> Stated problem
Every line below is to be copied exactly, with the pictures left out.

━━━ Data extract ━━━

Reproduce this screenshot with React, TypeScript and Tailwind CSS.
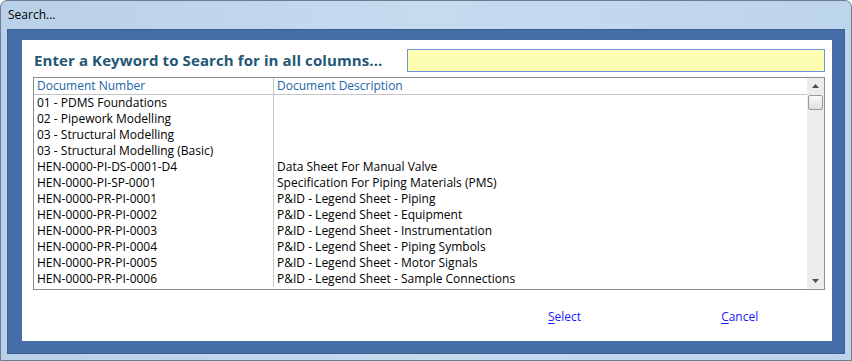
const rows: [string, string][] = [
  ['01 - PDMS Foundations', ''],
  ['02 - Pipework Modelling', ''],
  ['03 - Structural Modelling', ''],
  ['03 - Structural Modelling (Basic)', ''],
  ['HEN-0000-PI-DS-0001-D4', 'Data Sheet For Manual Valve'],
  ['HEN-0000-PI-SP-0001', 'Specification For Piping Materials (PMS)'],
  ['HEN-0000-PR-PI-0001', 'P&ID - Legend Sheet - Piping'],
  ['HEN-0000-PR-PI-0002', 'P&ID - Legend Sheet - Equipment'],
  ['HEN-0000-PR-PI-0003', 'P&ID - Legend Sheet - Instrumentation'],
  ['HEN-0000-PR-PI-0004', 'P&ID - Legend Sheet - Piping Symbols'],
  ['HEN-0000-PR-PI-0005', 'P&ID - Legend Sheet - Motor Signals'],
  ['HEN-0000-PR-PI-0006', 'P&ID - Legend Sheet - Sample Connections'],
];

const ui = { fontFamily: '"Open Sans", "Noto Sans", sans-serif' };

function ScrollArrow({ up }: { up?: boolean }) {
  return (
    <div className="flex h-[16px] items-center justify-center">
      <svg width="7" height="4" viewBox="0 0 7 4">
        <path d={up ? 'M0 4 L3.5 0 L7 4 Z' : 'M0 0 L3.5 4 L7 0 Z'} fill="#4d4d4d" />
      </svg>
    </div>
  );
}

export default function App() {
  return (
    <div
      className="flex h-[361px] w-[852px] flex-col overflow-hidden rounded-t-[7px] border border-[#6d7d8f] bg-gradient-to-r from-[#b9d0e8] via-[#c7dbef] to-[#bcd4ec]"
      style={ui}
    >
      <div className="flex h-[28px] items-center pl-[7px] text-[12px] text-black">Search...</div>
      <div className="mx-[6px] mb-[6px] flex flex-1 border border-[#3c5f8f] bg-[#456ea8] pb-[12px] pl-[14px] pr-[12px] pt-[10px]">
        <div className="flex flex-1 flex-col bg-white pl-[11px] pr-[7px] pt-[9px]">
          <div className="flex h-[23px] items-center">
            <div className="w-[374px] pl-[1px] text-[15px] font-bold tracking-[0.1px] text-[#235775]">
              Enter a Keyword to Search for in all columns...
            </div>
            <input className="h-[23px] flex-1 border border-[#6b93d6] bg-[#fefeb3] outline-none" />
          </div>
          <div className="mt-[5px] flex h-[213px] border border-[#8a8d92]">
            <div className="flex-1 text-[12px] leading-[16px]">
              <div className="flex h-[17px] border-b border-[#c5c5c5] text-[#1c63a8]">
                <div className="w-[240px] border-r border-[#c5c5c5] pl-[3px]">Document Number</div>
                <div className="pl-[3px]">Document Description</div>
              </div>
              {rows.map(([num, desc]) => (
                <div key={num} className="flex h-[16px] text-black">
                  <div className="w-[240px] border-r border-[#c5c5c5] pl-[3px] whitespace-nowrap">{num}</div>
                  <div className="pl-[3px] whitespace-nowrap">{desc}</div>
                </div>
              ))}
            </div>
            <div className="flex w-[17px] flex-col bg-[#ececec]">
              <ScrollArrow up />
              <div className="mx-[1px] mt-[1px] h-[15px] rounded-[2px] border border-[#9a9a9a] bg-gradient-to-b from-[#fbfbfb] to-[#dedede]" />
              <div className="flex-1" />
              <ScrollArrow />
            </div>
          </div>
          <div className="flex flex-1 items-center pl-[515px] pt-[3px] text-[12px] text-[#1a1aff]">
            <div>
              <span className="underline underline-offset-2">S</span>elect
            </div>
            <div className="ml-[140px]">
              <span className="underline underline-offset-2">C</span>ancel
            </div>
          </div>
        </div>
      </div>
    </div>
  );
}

━━━

> Output
Reproduce this screenshot with React, TypeScript and Tailwind CSS.
const rows: [string, string][] = [
  ['01 - PDMS Foundations', ''],
  ['02 - Pipework Modelling', ''],
  ['03 - Structural Modelling', ''],
  ['03 - Structural Modelling (Basic)', ''],
  ['HEN-0000-PI-DS-0001-D4', 'Data Sheet For Manual Valve'],
  ['HEN-0000-PI-SP-0001', 'Specification For Piping Materials (PMS)'],
  ['HEN-0000-PR-PI-0001', 'P&ID - Legend Sheet - Piping'],
  ['HEN-0000-PR-PI-0002', 'P&ID - Legend Sheet - Equipment'],
  ['HEN-0000-PR-PI-0003', 'P&ID - Legend Sheet - Instrumentation'],
  ['HEN-0000-PR-PI-0004', 'P&ID - Legend Sheet - Piping Symbols'],
  ['HEN-0000-PR-PI-0005', 'P&ID - Legend Sheet - Motor Signals'],
  ['HEN-0000-PR-PI-0006', 'P&ID - Legend Sheet - Sample Connections'],
];

const ui = { fontFamily: '"Open Sans", "Noto Sans", sans-serif' };

function ScrollArrow({ up }: { up?: boolean }) {
  return (
    <div className="flex h-[16px] items-center justify-center">
      <svg width="7" height="4" viewBox="0 0 7 4">
        <path d={up ? 'M0 4 L3.5 0 L7 4 Z' : 'M0 0 L3.5 4 L7 0 Z'} fill="#4d4d4d" />
      </svg>
    </div>
  );
}

export default function App() {
  return (
    <div
      className="flex h-[361px] w-[852px] flex-col overflow-hidden rounded-t-[7px] border border-[#6d7d8f] bg-gradient-to-r from-[#b9d0e8] via-[#c7dbef] to-[#bcd4ec]"
      style={ui}
    >
      <div className="flex h-[28px] items-center pl-[7px] text-[12px] text-black">Search...</div>
      <div className="mx-[6px] mb-[6px] flex flex-1 border border-[#3c5f8f] bg-[#456ea8] pb-[12px] pl-[14px] pr-[12px] pt-[10px]">
        <div className="flex flex-1 flex-col bg-white pl-[11px] pr-[7px] pt-[9px]">
          <div className="flex h-[23px] items-center">
            <div className="w-[374px] pl-[1px] text-[15px] font-bold tracking-[0.1px] text-[#235775]">
              Enter a Keyword to Search for in all columns...
            </div>
            <input className="h-[23px] flex-1 border border-[#6b93d6] bg-[#fefeb3] outline-none" />
          </div>
          <div className="mt-[5px] flex h-[213px] border border-[#8a8d92]">
            <div className="flex-1 text-[12px] leading-[16px]">
              <div className="flex h-[17px] border-b border-[#c5c5c5] text-[#1c63a8]">
                <div className="w-[240px] border-r border-[#c5c5c5] pl-[3px]">Document Number</div>
                <div className="pl-[3px]">Document Description</div>
              </div>
              {rows.map(([num, desc]) => (
                <div key={num} className="flex h-[16px] text-black">
                  <div className="w-[240px] border-r border-[#c5c5c5] pl-[3px] whitespace-nowrap">{num}</div>
                  <div className="pl-[3px] whitespace-nowrap">{desc}</div>
                </div>
              ))}
            </div>
            <div className="flex w-[17px] flex-col bg-[#ececec]">
              <ScrollArrow up />
              <div className="mx-[1px] mt-[1px] h-[15px] rounded-[2px] border border-[#9a9a9a] bg-gradient-to-b from-[#fbfbfb] to-[#dedede]" />
              <div className="flex-1" />
              <ScrollArrow />
            </div>
          </div>
          <div className="flex flex-1 items-center pl-[515px] pt-[3px] text-[12px] text-[#1a1aff]">
            <div>
              <span className="underline underline-offset-2">S</span>elect
            </div>
            <div className="ml-[140px]">
              <span className="underline underline-offset-2">C</span>ancel
            </div>
          </div>
        </div>
      </div>
    </div>
  );
}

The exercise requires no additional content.